• TASK PROMPT: With the pictures left out, copy the listing below exactly.
↓↓↓
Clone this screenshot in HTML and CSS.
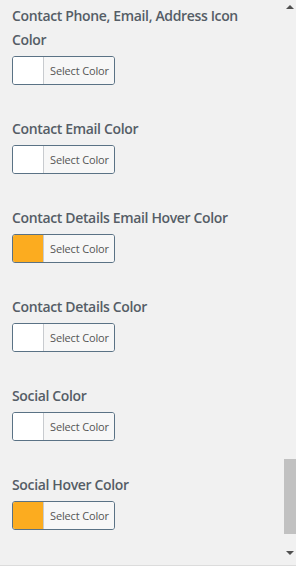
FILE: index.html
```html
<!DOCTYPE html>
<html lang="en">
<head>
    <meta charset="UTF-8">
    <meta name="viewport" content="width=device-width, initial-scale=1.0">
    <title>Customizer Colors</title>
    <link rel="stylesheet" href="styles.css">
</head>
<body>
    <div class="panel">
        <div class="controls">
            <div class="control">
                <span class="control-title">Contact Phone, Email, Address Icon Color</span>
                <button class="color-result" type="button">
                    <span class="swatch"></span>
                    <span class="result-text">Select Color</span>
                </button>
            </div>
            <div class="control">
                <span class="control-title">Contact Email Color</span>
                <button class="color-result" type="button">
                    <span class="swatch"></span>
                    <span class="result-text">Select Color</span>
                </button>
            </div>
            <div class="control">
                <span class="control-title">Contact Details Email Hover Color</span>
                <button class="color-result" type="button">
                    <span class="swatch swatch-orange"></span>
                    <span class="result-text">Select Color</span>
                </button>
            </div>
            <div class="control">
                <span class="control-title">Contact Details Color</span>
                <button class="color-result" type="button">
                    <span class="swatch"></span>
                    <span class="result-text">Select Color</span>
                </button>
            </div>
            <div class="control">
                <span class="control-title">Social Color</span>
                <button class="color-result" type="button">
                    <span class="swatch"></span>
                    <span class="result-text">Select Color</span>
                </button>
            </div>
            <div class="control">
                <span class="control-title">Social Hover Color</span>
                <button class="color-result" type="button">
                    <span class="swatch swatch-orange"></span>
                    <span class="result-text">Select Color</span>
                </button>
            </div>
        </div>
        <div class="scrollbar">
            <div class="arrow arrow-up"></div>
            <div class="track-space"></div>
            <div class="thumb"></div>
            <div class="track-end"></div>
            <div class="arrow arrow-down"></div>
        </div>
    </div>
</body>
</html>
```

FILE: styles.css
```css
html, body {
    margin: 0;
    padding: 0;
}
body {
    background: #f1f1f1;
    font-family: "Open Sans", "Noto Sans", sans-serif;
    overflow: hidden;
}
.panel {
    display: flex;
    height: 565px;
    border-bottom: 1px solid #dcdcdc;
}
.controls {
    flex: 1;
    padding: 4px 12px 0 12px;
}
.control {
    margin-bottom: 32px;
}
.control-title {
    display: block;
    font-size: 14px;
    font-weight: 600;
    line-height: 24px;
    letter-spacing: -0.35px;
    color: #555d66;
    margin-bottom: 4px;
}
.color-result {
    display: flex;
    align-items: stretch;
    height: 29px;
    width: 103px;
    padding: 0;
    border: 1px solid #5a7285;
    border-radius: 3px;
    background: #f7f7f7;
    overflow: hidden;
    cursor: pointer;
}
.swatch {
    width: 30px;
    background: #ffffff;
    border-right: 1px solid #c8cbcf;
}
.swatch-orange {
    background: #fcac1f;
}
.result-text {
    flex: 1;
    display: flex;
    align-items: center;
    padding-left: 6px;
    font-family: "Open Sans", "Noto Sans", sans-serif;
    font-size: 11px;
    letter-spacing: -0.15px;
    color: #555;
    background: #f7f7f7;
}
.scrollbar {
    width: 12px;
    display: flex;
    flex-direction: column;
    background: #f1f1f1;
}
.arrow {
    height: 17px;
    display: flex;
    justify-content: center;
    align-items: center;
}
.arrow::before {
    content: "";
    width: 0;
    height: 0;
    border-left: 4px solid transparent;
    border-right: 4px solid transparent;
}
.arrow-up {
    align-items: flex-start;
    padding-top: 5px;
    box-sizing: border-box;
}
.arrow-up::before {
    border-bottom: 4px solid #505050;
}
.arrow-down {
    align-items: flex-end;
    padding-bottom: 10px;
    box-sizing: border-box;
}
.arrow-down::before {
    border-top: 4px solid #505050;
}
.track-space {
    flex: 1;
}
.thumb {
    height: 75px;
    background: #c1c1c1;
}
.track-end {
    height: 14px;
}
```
↑↑↑
• EXPECTED ANSWER:
Clone this screenshot in HTML and CSS.
FILE: index.html
```html
<!DOCTYPE html>
<html lang="en">
<head>
    <meta charset="UTF-8">
    <meta name="viewport" content="width=device-width, initial-scale=1.0">
    <title>Customizer Colors</title>
    <link rel="stylesheet" href="styles.css">
</head>
<body>
    <div class="panel">
        <div class="controls">
            <div class="control">
                <span class="control-title">Contact Phone, Email, Address Icon Color</span>
                <button class="color-result" type="button">
                    <span class="swatch"></span>
                    <span class="result-text">Select Color</span>
                </button>
            </div>
            <div class="control">
                <span class="control-title">Contact Email Color</span>
                <button class="color-result" type="button">
                    <span class="swatch"></span>
                    <span class="result-text">Select Color</span>
                </button>
            </div>
            <div class="control">
                <span class="control-title">Contact Details Email Hover Color</span>
                <button class="color-result" type="button">
                    <span class="swatch swatch-orange"></span>
                    <span class="result-text">Select Color</span>
                </button>
            </div>
            <div class="control">
                <span class="control-title">Contact Details Color</span>
                <button class="color-result" type="button">
                    <span class="swatch"></span>
                    <span class="result-text">Select Color</span>
                </button>
            </div>
            <div class="control">
                <span class="control-title">Social Color</span>
                <button class="color-result" type="button">
                    <span class="swatch"></span>
                    <span class="result-text">Select Color</span>
                </button>
            </div>
            <div class="control">
                <span class="control-title">Social Hover Color</span>
                <button class="color-result" type="button">
                    <span class="swatch swatch-orange"></span>
                    <span class="result-text">Select Color</span>
                </button>
            </div>
        </div>
        <div class="scrollbar">
            <div class="arrow arrow-up"></div>
            <div class="track-space"></div>
            <div class="thumb"></div>
            <div class="track-end"></div>
            <div class="arrow arrow-down"></div>
        </div>
    </div>
</body>
</html>
```

FILE: styles.css
```css
html, body {
    margin: 0;
    padding: 0;
}
body {
    background: #f1f1f1;
    font-family: "Open Sans", "Noto Sans", sans-serif;
    overflow: hidden;
}
.panel {
    display: flex;
    height: 565px;
    border-bottom: 1px solid #dcdcdc;
}
.controls {
    flex: 1;
    padding: 4px 12px 0 12px;
}
.control {
    margin-bottom: 32px;
}
.control-title {
    display: block;
    font-size: 14px;
    font-weight: 600;
    line-height: 24px;
    letter-spacing: -0.35px;
    color: #555d66;
    margin-bottom: 4px;
}
.color-result {
    display: flex;
    align-items: stretch;
    height: 29px;
    width: 103px;
    padding: 0;
    border: 1px solid #5a7285;
    border-radius: 3px;
    background: #f7f7f7;
    overflow: hidden;
    cursor: pointer;
}
.swatch {
    width: 30px;
    background: #ffffff;
    border-right: 1px solid #c8cbcf;
}
.swatch-orange {
    background: #fcac1f;
}
.result-text {
    flex: 1;
    display: flex;
    align-items: center;
    padding-left: 6px;
    font-family: "Open Sans", "Noto Sans", sans-serif;
    font-size: 11px;
    letter-spacing: -0.15px;
    color: #555;
    background: #f7f7f7;
}
.scrollbar {
    width: 12px;
    display: flex;
    flex-direction: column;
    background: #f1f1f1;
}
.arrow {
    height: 17px;
    display: flex;
    justify-content: center;
    align-items: center;
}
.arrow::before {
    content: "";
    width: 0;
    height: 0;
    border-left: 4px solid transparent;
    border-right: 4px solid transparent;
}
.arrow-up {
    align-items: flex-start;
    padding-top: 5px;
    box-sizing: border-box;
}
.arrow-up::before {
    border-bottom: 4px solid #505050;
}
.arrow-down {
    align-items: flex-end;
    padding-bottom: 10px;
    box-sizing: border-box;
}
.arrow-down::before {
    border-top: 4px solid #505050;
}
.track-space {
    flex: 1;
}
.thumb {
    height: 75px;
    background: #c1c1c1;
}
.track-end {
    height: 14px;
}
```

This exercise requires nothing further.